Thesis Number: #8 (Page 8 of 9)

Learn, or Lament?

Holistic solutions that eliminate the abuse of nature cannot be constructed in isolation from the social processes that abuse people. Impoverished rural workers who live in the highlands of India do not wilfully chop down trees to cause rivers to sluice away top-soils and flood the lowlands. They are driven to this behaviour by remote forces that inhibit them from nurturing the habitats that sustained them through evolutionary timescales. Social critics who assess problems in terms that indiscriminately place blame on everyone (“It’s human nature”) distract attention from root causes.

Clean-up costs of the damage inflicted over the past two centuries must include the resources needed to heal the cultures of whole communities, as well as to remedy the wounds inflicted on their habitats. Such an exercise is movingly documented by feminist author Germaine Greer. With the royalties from her books, she purchased a distressed area of 150 acres (an abandoned dairy farm in Queensland, Australia) and began the process of nurturing the landscape back to something resembling what nature intended (Greer 2014). Activists in the green movement need to research the costs and logistics of such exercises, from the global perspective. The model for nurturing nature must integrate the fate of humanity.

The lead for reform will not be provided by politicians. Some politicians are acutely aware of the need for fiscal reform. In Britain, they include Caroline Lucas (Green Party) and Liberal Democrat Vince Cable, Business Secretary in the Cameron Coalition Government. But on the whole, politicians appropriate words like sustainability not to address fundamental causes, but to help them skate over the embarrassment of their failures. One result: governments are turning “climate change” into “the most costly scientific blunder in history” (Booker 2009).

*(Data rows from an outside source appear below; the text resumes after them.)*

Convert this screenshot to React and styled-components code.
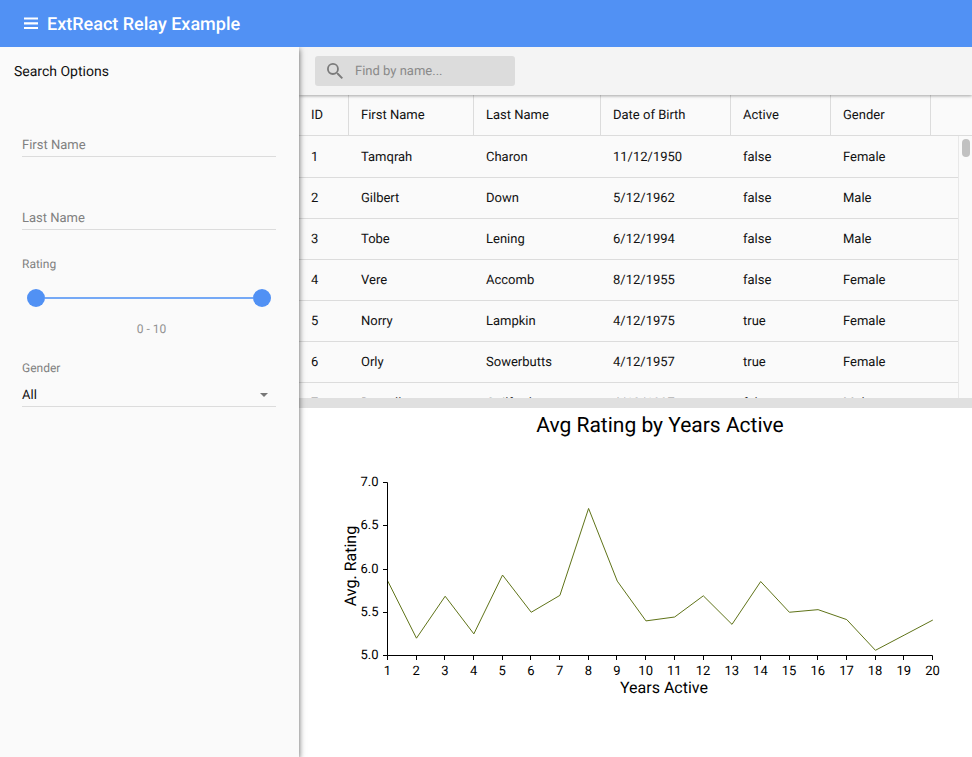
import React from 'react';
import styled, { createGlobalStyle } from 'styled-components';

const GlobalStyle = createGlobalStyle`
  * { box-sizing: border-box; }
  html, body { margin: 0; padding: 0; overflow: hidden; }
  body { font-family: Roboto, "Liberation Sans", sans-serif; font-size: 13px; color: #111; background: #fafafa; text-rendering: geometricPrecision; }
`;

const Page = styled.div`
  display: flex;
  flex-direction: column;
  width: 100%;
  height: 757px;
  overflow: hidden;
`;

const TitleBar = styled.header`
  display: flex;
  align-items: center;
  flex: none;
  height: 47px;
  padding-left: 24px;
  gap: 9px;
  background: #5191f4;
  color: #fff;
`;

const Title = styled.h1`
  margin: 0;
  padding-top: 2px;
  font-size: 18px;
  line-height: 24px;
  font-weight: 500;
  white-space: nowrap;
`;

const Body = styled.div`
  display: flex;
  flex: 1;
  min-height: 0;
  overflow: hidden;
`;

const Sidebar = styled.aside`
  display: flex;
  flex-direction: column;
  flex: none;
  width: 299px;
  padding: 15px 23px 0 22px;
  background: #fafafa;
  box-shadow: 0 2px 6px rgba(0, 0, 0, 0.65);
  clip-path: inset(0 -12px 0 0);
  z-index: 1;
`;

const PanelTitle = styled.h2`
  margin: 0 0 0 -8px;
  font-size: 14px;
  line-height: 20px;
  font-weight: 400;
`;

const TextInput = styled.input`
  width: 100%;
  height: 24px;
  margin-top: ${(p) => p.$gap}px;
  padding: 2px 0 0;
  border: 0;
  border-bottom: 1px solid #dcdcdc;
  outline: 0;
  background: transparent;
  font: 13px/20px Roboto, sans-serif;
  text-rendering: inherit;
  &::placeholder { color: #808080; opacity: 1; }
`;

const Label = styled.label`
  margin-top: ${(p) => p.$gap}px;
  font-size: 12px;
  line-height: 16px;
  color: #808080;
`;

const Slider = styled.div`
  display: flex;
  align-items: center;
  height: 18px;
  margin: 17px 5px 0;
`;

const Thumb = styled.span`
  width: 18px;
  height: 18px;
  border-radius: 50%;
  background: #5191f4;
`;

const Track = styled.span`
  flex: 1;
  height: 2px;
  background: #75a9f6;
`;

const RangeText = styled.div`
  margin-top: 14px;
  padding-left: 5px;
  text-align: center;
  font-size: 12px;
  line-height: 16px;
  color: #919191;
`;

const SelectField = styled.div`
  display: flex;
  align-items: center;
  justify-content: space-between;
  height: 24px;
  margin-top: 7px;
  padding-right: 8px;
  border-bottom: 1px solid #dcdcdc;
  line-height: 20px;
`;

const SelectValue = styled.span`
  padding-top: 2px;
`;

const Main = styled.main`
  display: flex;
  flex-direction: column;
  flex: 1;
  min-width: 0;
`;

const Toolbar = styled.div`
  display: flex;
  align-items: center;
  flex: none;
  height: 48px;
  padding-left: 16px;
  background: #f4f4f4;
  box-shadow: 0 1px 3px rgba(0, 0, 0, 0.35);
  z-index: 0;
`;

const SearchBox = styled.label`
  display: flex;
  align-items: center;
  width: 200px;
  height: 30px;
  padding-left: 12px;
  gap: 12px;
  border-radius: 3px;
  background: #dcdcdc;
`;

const SearchInput = styled.input`
  width: 150px;
  padding: 2px 0 0;
  border: 0;
  outline: 0;
  background: transparent;
  font: 13px/20px Roboto, sans-serif;
  text-rendering: inherit;
  &::placeholder { color: #8a8a8a; opacity: 1; }
`;

const Grid = styled.section`
  display: flex;
  flex-direction: column;
  flex: none;
  height: 303px;
  overflow: hidden;
`;

const columns = '50px 125px 127px 130px 100px 100px';

const HeaderRow = styled.div`
  display: grid;
  grid-template-columns: ${columns};
  flex: none;
  height: 41px;
  border-bottom: 1px solid #dcdcdc;
`;

const HeaderCell = styled.div`
  padding-left: 12px;
  border-right: 1px solid #dcdcdc;
  height: 40px;
  line-height: 41px;
`;

const Scroller = styled.div`
  display: flex;
  flex: 1;
  min-height: 0;
`;

const Rows = styled.div`
  flex: 1;
  min-width: 0;
  overflow: hidden;
`;

const Row = styled.div`
  display: grid;
  grid-template-columns: ${columns};
  height: 41px;
  border-bottom: 1px solid #dcdcdc;
  &:first-child { height: 42px; padding-top: 1px; }
`;

const Cell = styled.div`
  padding-left: 12px;
  height: 40px;
  line-height: 42px;
`;

const ScrollTrack = styled.div`
  width: 14px;
  padding: 3px 2px 0 3px;
  border-left: 1px solid #e8e8e8;
`;

const ScrollThumb = styled.div`
  width: 8px;
  height: 18px;
  border-radius: 4px;
  background: #c1c1c1;
`;

const Splitter = styled.div`
  flex: none;
  height: 10px;
  background: #e0e0e0;
`;

const ChartPanel = styled.section`
  flex: 1;
  background: #fff;
`;

const Plot = styled.svg`
  display: block;
  text { font-family: Roboto, sans-serif; fill: #000; }
`;

const headers = ['ID', 'First Name', 'Last Name', 'Date of Birth', 'Active', 'Gender'];
const people = [
  ['1', 'Tamqrah', 'Charon', '11/12/1950', 'false', 'Female'],
  ['2', 'Gilbert', 'Down', '5/12/1962', 'false', 'Male'],
  ['3', 'Tobe', 'Lening', '6/12/1994', 'false', 'Male'],
  ['4', 'Vere', 'Accomb', '8/12/1955', 'false', 'Female'],
  ['5', 'Norry', 'Lampkin', '4/12/1975', 'true', 'Female'],
  ['6', 'Orly', 'Sowerbutts', '4/12/1957', 'true', 'Female'],
  ['7', 'Darnell', 'Guilford', '4/12/1997', 'false', 'Male'],
];

const ratings = [5.86, 5.2, 5.685, 5.25, 5.93, 5.5, 5.695, 6.7, 5.86, 5.4, 5.445, 5.69, 5.36, 5.855, 5.5, 5.53, 5.415, 5.06, 5.235, 5.41];

const left = 88.5;
const right = 633.5;
const top = 74.5;
const bottom = 247.5;
const xAt = (i) => left + (i * (right - left)) / 19;
const yAt = (v) => bottom - ((v - 5) * (bottom - top)) / 2;
const snap = (n) => Math.floor(n) + 0.5;

function Chart() {
  return (
    <Plot width="673" height="349" viewBox="0 0 673 349">
      <text x="361" y="24" fontSize="21" textAnchor="middle">Avg Rating by Years Active</text>
      <polyline
        points={ratings.map((r, i) => `${xAt(i) + 0.3},${yAt(r)}`).join(' ')}
        fill="none"
        stroke="#5f7318"
        strokeWidth="1"
      />
      <path d={`M${left} ${top}V${bottom}H${right}`} fill="none" stroke="#000" />
      {[7, 6.5, 6, 5.5, 5].map((v) => (
        <g key={v}>
          <path d={`M84 ${snap(yAt(v))}H${left}`} stroke="#000" />
          <text x="79.5" y={snap(yAt(v)) + 3.5} fontSize="13" textAnchor="end">{v.toFixed(1)}</text>
        </g>
      ))}
      {ratings.map((_, i) => (
        <g key={i}>
          <path d={`M${snap(xAt(i))} ${bottom}v4.5`} stroke="#000" />
          <text x={xAt(i)} y="267" fontSize="13" textAnchor="middle">{i + 1}</text>
        </g>
      ))}
      <text x="365" y="285" fontSize="16" textAnchor="middle">Years Active</text>
      <text transform="translate(57 158) rotate(-90)" fontSize="16" textAnchor="middle">Avg. Rating</text>
    </Plot>
  );
}

export default function App() {
  return (
    <Page>
      <GlobalStyle />
      <TitleBar>
        <svg width="14" height="13" viewBox="0 0 14 13" fill="#fff">
          <path d="M0 .6h14v2H0zM0 5.2h14v2.2H0zM0 10h14v2H0z" />
        </svg>
        <Title>ExtReact Relay Example</Title>
      </TitleBar>
      <Body>
        <Sidebar>
          <PanelTitle>Search Options</PanelTitle>
          <TextInput $gap={51} placeholder="First Name" />
          <TextInput $gap={49} placeholder="Last Name" />
          <Label $gap={26}>Rating</Label>
          <Slider><Thumb /><Track /><Thumb /></Slider>
          <RangeText>0 - 10</RangeText>
          <Label $gap={23}>Gender</Label>
          <SelectField>
            <SelectValue>All</SelectValue>
            <svg width="8" height="4" viewBox="0 0 8 4"><path d="M0 0h8L4 4z" fill="#777" /></svg>
          </SelectField>
        </Sidebar>
        <Main>
          <Toolbar>
            <SearchBox>
              <svg width="16" height="16" viewBox="3 3 17.5 17.5" fill="#7b7b7b">
                <path d="M15.5 14h-.79l-.28-.27A6.47 6.47 0 0 0 16 9.5 6.5 6.5 0 1 0 9.5 16c1.61 0 3.09-.59 4.23-1.57l.27.28v.79l5 4.99L20.49 19l-4.99-5zm-6 0a4.5 4.5 0 1 1 0-9 4.5 4.5 0 0 1 0 9z" />
              </svg>
              <SearchInput placeholder="Find by name..." />
            </SearchBox>
          </Toolbar>
          <Grid>
            <HeaderRow>{headers.map((h) => <HeaderCell key={h}>{h}</HeaderCell>)}</HeaderRow>
            <Scroller>
              <Rows>
                {people.map((p) => (
                  <Row key={p[0]}>{p.map((c, i) => <Cell key={i}>{c}</Cell>)}</Row>
                ))}
              </Rows>
              <ScrollTrack><ScrollThumb /></ScrollTrack>
            </Scroller>
          </Grid>
          <Splitter />
          <ChartPanel><Chart /></ChartPanel>
        </Main>
      </Body>
    </Page>
  );
}
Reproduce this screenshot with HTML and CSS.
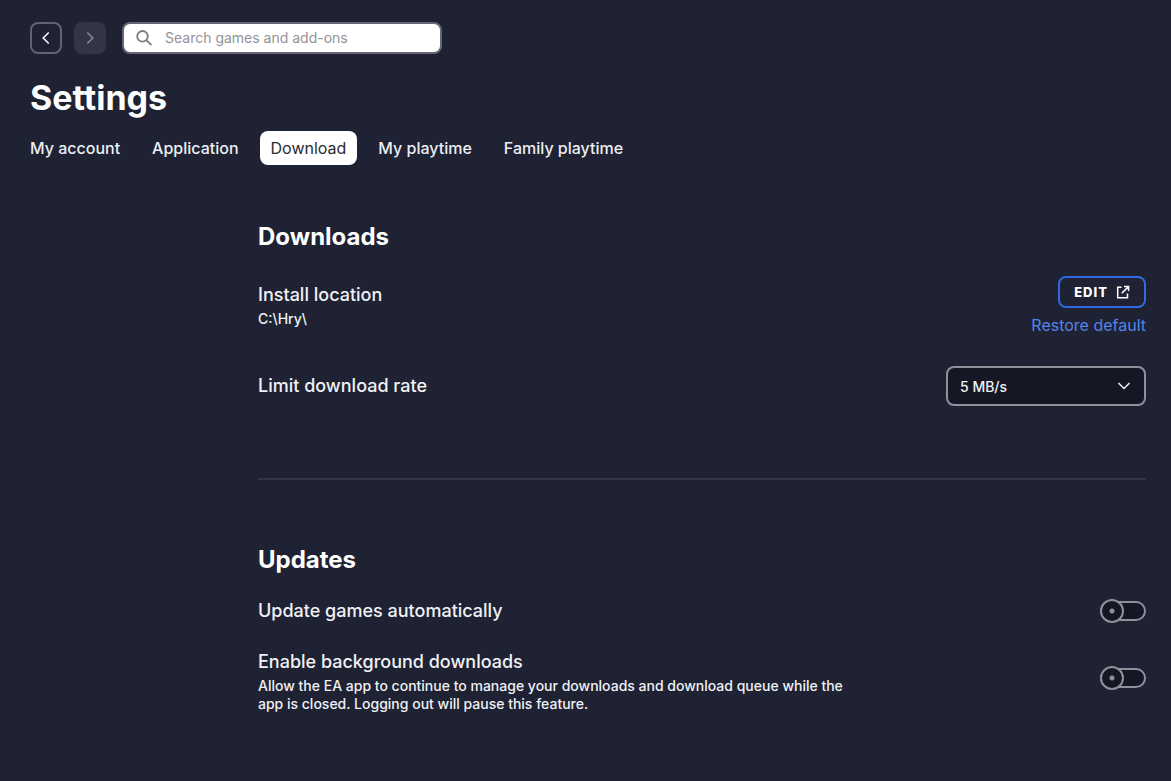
FILE: index.html
```html
<!DOCTYPE html>
<html lang="en">
<head>
<meta charset="utf-8">
<meta name="viewport" content="width=device-width, initial-scale=1">
<title>Settings</title>
<link rel="stylesheet" href="styles.css">
</head>
<body>
<header class="topbar">
  <button class="nav-button" type="button" aria-label="Back">
    <svg width="16" height="16" viewBox="0 0 16 16"><path d="M10.700 2.500 5.200 8l5.500 5.500"/></svg>
  </button>
  <button class="nav-button nav-button-disabled" type="button" aria-label="Forward" disabled>
    <svg width="16" height="16" viewBox="0 0 16 16"><path d="M5.300 2.500 10.800 8l-5.500 5.500"/></svg>
  </button>
  <label class="search">
    <svg class="search-icon" width="18" height="18" viewBox="0 0 18 18"><circle cx="7.5" cy="7.300" r="5.300"/><path d="m11.400 11.200 5 5"/></svg>
    <input class="search-input" type="search" placeholder="Search games and add-ons" aria-label="Search games and add-ons">
  </label>
</header>
<h1 class="page-title">Settings</h1>
<nav class="tabs">
  <a class="tab" href="#account">My account</a>
  <a class="tab" href="#application">Application</a>
  <a class="tab tab-active" href="#download" aria-current="page">Download</a>
  <a class="tab" href="#playtime">My playtime</a>
  <a class="tab" href="#family">Family playtime</a>
</nav>
<main class="content">
  <section class="section">
    <h2 class="section-title">Downloads</h2>
    <div class="row row-location">
      <div class="row-text">
        <h3 class="row-title">Install location</h3>
        <p class="row-note">C:\Hry\</p>
      </div>
      <div class="actions">
        <button class="edit-button" type="button">EDIT
          <svg width="14" height="14" viewBox="0 0 14 14"><path d="M5.500 2.200H1.700v10.600h9.800V8.500M8 1.400h4.600V6M12.400 1.600 5.800 8.200"/></svg>
        </button>
        <a class="restore-link" href="#restore">Restore default</a>
      </div>
    </div>
    <div class="row">
      <label class="row-title" for="rate">Limit download rate</label>
      <div class="select-box">
        <select class="select" id="rate"><option>5 MB/s</option></select>
        <svg class="select-arrow" width="14" height="14" viewBox="0 0 14 14"><path d="m1.500 4 5.500 5.500L12.500 4"/></svg>
      </div>
    </div>
  </section>
  <hr class="divider">
  <section class="section">
    <h2 class="section-title">Updates</h2>
    <div class="row row-update">
      <label class="row-title" for="auto-update">Update games automatically</label>
      <input class="toggle" id="auto-update" type="checkbox">
    </div>
    <div class="row row-background">
      <div class="row-text">
        <label class="row-title" for="background">Enable background downloads</label>
        <p class="row-note">Allow the EA app to continue to manage your downloads and download queue while the app is closed. Logging out will pause this feature.</p>
      </div>
      <input class="toggle" id="background" type="checkbox">
    </div>
  </section>
</main>
</body>
</html>
```
FILE: styles.css
```css
* {
  box-sizing: border-box;
}

body {
  margin: 0;
  padding: 22px 25px 24px 30px;
  background: #1e2233;
  color: #f0f1f5;
  font-family: Inter, "Liberation Sans", sans-serif;
  font-size: 16px;
}

h1, h2, h3, p {
  margin: 0;
}

button, input, select {
  font-family: inherit;
  margin: 0;
}

svg {
  display: block;
  flex: none;
  fill: none;
  stroke: currentColor;
  stroke-width: 1.5;
}

.topbar {
  display: flex;
  align-items: center;
  gap: 12px;
}

.nav-button {
  display: flex;
  align-items: center;
  justify-content: center;
  width: 32px;
  height: 32px;
  padding: 0;
  border: 2px solid #62636f;
  border-radius: 8px;
  background: transparent;
  color: #ffffff;
}

.nav-button-disabled {
  border-color: #333445;
  background: #333445;
  color: #898a95;
}

.search {
  display: flex;
  align-items: center;
  gap: 12px;
  flex: 0 1 320px;
  height: 32px;
  margin-left: 4px;
  padding: 0 11px;
  border: 2px solid #666773;
  border-radius: 8px;
  background: #ffffff;
}

.search-icon {
  color: #7c7d84;
  stroke-width: 1.8;
}

.search-input {
  flex: 1;
  min-width: 0;
  padding: 0;
  border: 0;
  outline: 0;
  background: transparent;
  color: #222222;
  font-size: 14px;
  line-height: 16px;
}

.search-input::placeholder {
  color: #929398;
}

.page-title {
  margin-top: 22px;
  color: #ffffff;
  font-size: 34px;
  font-weight: 700;
  line-height: 44px;
}

.tabs {
  display: flex;
  flex-wrap: wrap;
  gap: 10px;
  margin: 11px 0 0 -11px;
}

.tab {
  padding: 5px 11px;
  border-radius: 8px;
  color: #eceef4;
  font-weight: 500;
  line-height: 24px;
  text-decoration: none;
}

.tab-active {
  background: #ffffff;
  color: #2b2b30;
  font-weight: 400;
}

.content {
  margin: 56px 0 0 228px;
}

.section-title {
  color: #ffffff;
  font-size: 24px;
  font-weight: 700;
  line-height: 32px;
}

.row {
  display: flex;
  align-items: center;
  justify-content: space-between;
  gap: 24px;
}

.row-location {
  margin: 23px 0 31px;
}

.row-text {
  max-width: 600px;
}

.row-title {
  display: block;
  font-size: 18px;
  font-weight: 500;
  line-height: 24px;
}

.row-note {
  margin-top: 3px;
  font-size: 14px;
  font-weight: 500;
  line-height: 18px;
}

.actions {
  display: flex;
  flex-direction: column;
  align-items: flex-end;
  gap: 7px;
}

.edit-button {
  display: flex;
  align-items: center;
  gap: 8px;
  height: 32px;
  padding: 0 14px;
  border: 2px solid #3269e0;
  border-radius: 8px;
  background: transparent;
  color: #ffffff;
  font-size: 13px;
  font-weight: 800;
  letter-spacing: 1px;
}

.restore-link {
  color: #5585ea;
  font-size: 16px;
  line-height: 20px;
  text-decoration: none;
}

.select-box {
  position: relative;
  width: 200px;
}

.select {
  display: block;
  width: 100%;
  height: 40px;
  padding: 0 36px 0 12px;
  border: 2px solid #8f909a;
  border-radius: 8px;
  appearance: none;
  background: #151724;
  color: #f2f3f7;
  font-size: 14px;
  font-weight: 500;
}

.select-arrow {
  position: absolute;
  top: 13px;
  right: 15px;
  pointer-events: none;
}

.divider {
  height: 2px;
  margin: 72px 0 64px;
  border: 0;
  background: #353748;
}

.row-update {
  margin: 23px 0 27px;
}

.row-background {
  align-items: flex-start;
}

.row-background .toggle {
  margin-top: 18px;
}

.toggle {
  appearance: none;
  position: relative;
  flex: none;
  width: 46px;
  height: 20px;
  border: 2px solid #8f909a;
  border-radius: 10px;
  background: #151724;
}

.toggle::before {
  content: "";
  position: absolute;
  top: -4px;
  left: -2px;
  box-sizing: border-box;
  width: 24px;
  height: 24px;
  border: 2px solid #8f909a;
  border-radius: 50%;
  background: radial-gradient(circle, #8f909a 2px, #151724 3px);
}

.toggle:checked::before {
  left: 20px;
}
```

A calm approach is needed to what has become a hotly contested debate, but who will mediate? The dispute over culpability for eco-cide should not delay the adoption of financial reforms that are needed on grounds that cannot be contested. Mass poverty in both rich and poor nations is not contested. The correct solution, if applied to address this one cause of human misery, would do more than anything else to terminate the systemic abuse of nature.

But to secure a balanced way of life we need to recover awareness of the parameters of the financial feedback system (Thesis #4). The effects of this change to the pricing mechanism would be to

  • equalise the right of everybody to earn a decent living;
  • equalise all bio-regions, by enabling governments to distribute rents on the basis that everyone has an equal right to share in that stream of the nation’s income, no matter where they were located;
  • with growth, the extra rents would be channelled into benign cultural and environmental uses;
  • growing prosperity would enable people to shift personal consumption away from materialism in favour of their cultural experiences.

Nature would then be left free to germinate her riches, enriching the lives of all sentient species on Earth.